Dennis Clements, former president of SEEDS and dinner attendee, said the Triangle – particularly Durham and Chapel Hill – is at the forefront of the local food movement.
“If you want to go to one of the Farmers’ Markets at seven in the morning, you will see the chefs of these local restaurants buying the food before you can get there because that’s what they’re going to use in their restaurants, not something that they bought in a store somewhere,” said Clements, whose term ended in June.
Salima Taylor, an event volunteer and a junior at North Carolina Central University, said she got involved with SEEDS because of her interests in food justice and people who don’t have proper access to healthy food.
“For the people who are able to afford this dinner, this is wonderful. They can get the word out and everything,” said Taylor, 21, who has been a volunteer with Durham Inner-city Gardeners – a program under SEEDS – for two months. “But I think an initiative like SEEDS is great because inner-city individuals and low-income people can also take part in trying to get more fruits and vegetables into their diet and take control of their health outcomes.”
As SEEDS continues to expand in the future, so will the organization’s impact on the community, Taylor said.

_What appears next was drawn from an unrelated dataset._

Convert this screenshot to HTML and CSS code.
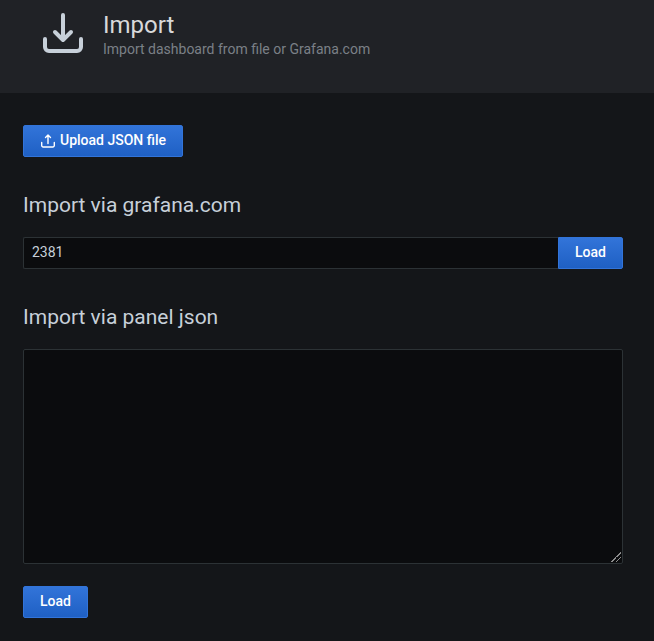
FILE: index.html
```html
<!DOCTYPE html>
<html lang="en">
<head>
    <meta charset="UTF-8">
    <meta name="viewport" content="width=device-width, initial-scale=1.0">
    <title>Import - Grafana</title>
    <link rel="stylesheet" href="styles.css">
</head>
<body>
    <header class="page-header">
        <svg class="page-icon" viewBox="0 0 48 48" aria-hidden="true">
            <path d="M24 6v24M16 23l8 8 8-8M6 30v8a4 4 0 0 0 4 4h28a4 4 0 0 0 4-4v-8"/>
        </svg>
        <div class="page-title">
            <h1>Import</h1>
            <p>Import dashboard from file or Grafana.com</p>
        </div>
    </header>

    <main class="page-body">
        <button type="button" class="btn">
            <svg class="btn-icon" viewBox="0 0 16 16" aria-hidden="true">
                <path d="M8 10.500V2.500M5.500 4.500L8 2l2.500 2.500M1.700 9.500v3a1.500 1.500 0 0 0 1.500 1.500h9.600a1.500 1.500 0 0 0 1.500-1.500v-3"/>
            </svg>
            Upload JSON file
        </button>

        <form class="import-form">
            <label class="form-title" for="dashboardId">Import via grafana.com</label>
            <div class="input-group">
                <input type="text" id="dashboardId" class="form-input" value="2381">
                <button type="button" class="btn btn-attached">Load</button>
            </div>
        </form>

        <form class="import-form">
            <label class="form-title" for="panelJson">Import via panel json</label>
            <textarea id="panelJson" class="form-textarea" rows="10"></textarea>
            <button type="button" class="btn">Load</button>
        </form>
    </main>
</body>
</html>
```
FILE: styles.css
```css
* {
    margin: 0;
    padding: 0;
    box-sizing: border-box;
}

body {
    font-family: Roboto, "Liberation Sans", sans-serif;
    font-size: 14px;
    line-height: 20px;
    color: #c7d0d9;
    background: #141619;
}

.page-header {
    display: flex;
    gap: 16px;
    padding: 9px 39px 36px;
    background: #202226;
}

.page-icon {
    width: 48px;
    height: 48px;
    fill: none;
    stroke: #c7d0d9;
    stroke-width: 4;
    stroke-linecap: round;
    stroke-linejoin: round;
}

.page-title h1 {
    font-size: 24px;
    font-weight: 400;
    line-height: 32px;
    color: #d8d9da;
}

.page-title p {
    line-height: 16px;
    color: #7b8087;
}

.page-body {
    padding: 32px 31px 23px 23px;
}

.btn {
    display: inline-flex;
    align-items: center;
    height: 32px;
    padding: 0 16px 2px;
    font-family: inherit;
    font-size: 14px;
    font-weight: 500;
    color: #fff;
    background: linear-gradient(#3274d9, #1f60c4);
    border: 1px solid #3274d9;
    border-radius: 2px;
    cursor: pointer;
}

.btn-icon {
    width: 16px;
    height: 16px;
    margin-top: 2px;
    margin-right: 4px;
    fill: none;
    stroke: currentColor;
    stroke-width: 1.4;
    stroke-linecap: round;
    stroke-linejoin: round;
}

.import-form {
    margin-top: 32px;
}

.form-title {
    display: block;
    margin-bottom: 16px;
    font-size: 21px;
    line-height: 32px;
}

.input-group {
    display: flex;
}

.form-input,
.form-textarea {
    font-family: inherit;
    font-size: 14px;
    color: #c7d0d9;
    background: #0b0c0e;
    border: 1px solid #2c3235;
    border-radius: 2px;
}

.form-input {
    flex: 1;
    min-width: 0;
    height: 32px;
    padding: 0 8px 2px;
    border-right: none;
    border-radius: 2px 0 0 2px;
}

.btn-attached {
    border-radius: 0 2px 2px 0;
}

.form-textarea {
    display: block;
    width: 100%;
    height: 215px;
    margin-bottom: 22px;
    padding: 8px;
    resize: vertical;
}

/* Two diagonal grip lines in the resize corner */
.form-textarea::-webkit-resizer {
    background:
        linear-gradient(135deg, transparent 48%, #8c8c8c 48%, #8c8c8c 55%, transparent 55%) right 1px bottom 1px / 10px 10px no-repeat,
        linear-gradient(135deg, transparent 44%, #8c8c8c 44%, #8c8c8c 58%, transparent 58%) right 1px bottom 1px / 5px 5px no-repeat;
}
```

“I think they’ve [SEEDS] played a really pivotal role because I think they bridge that gap between certain populations,” Taylor said. “Not only are they in east Durham in a neighborhood that is low-income and people can come and get vegetables outside of the garden, but then there are also volunteers that come from all over Durham to play a part in that process.”
Clements said the nonprofit has developed more focus over the years and added more youth services like SEEDlings, a program under SEEDS that teaches children about where their food comes from and how it’s prepared.
“SEEDS is just one of the few opportunities that sort of expands this knowledge base,” Clements said. “We need a thousand programs like SEEDS. We can only take care of maybe 10 or 12 SEEDlings and maybe 10 to 15 kids in high school. That’s just touching the tip of the iceberg of everybody that could use the education.”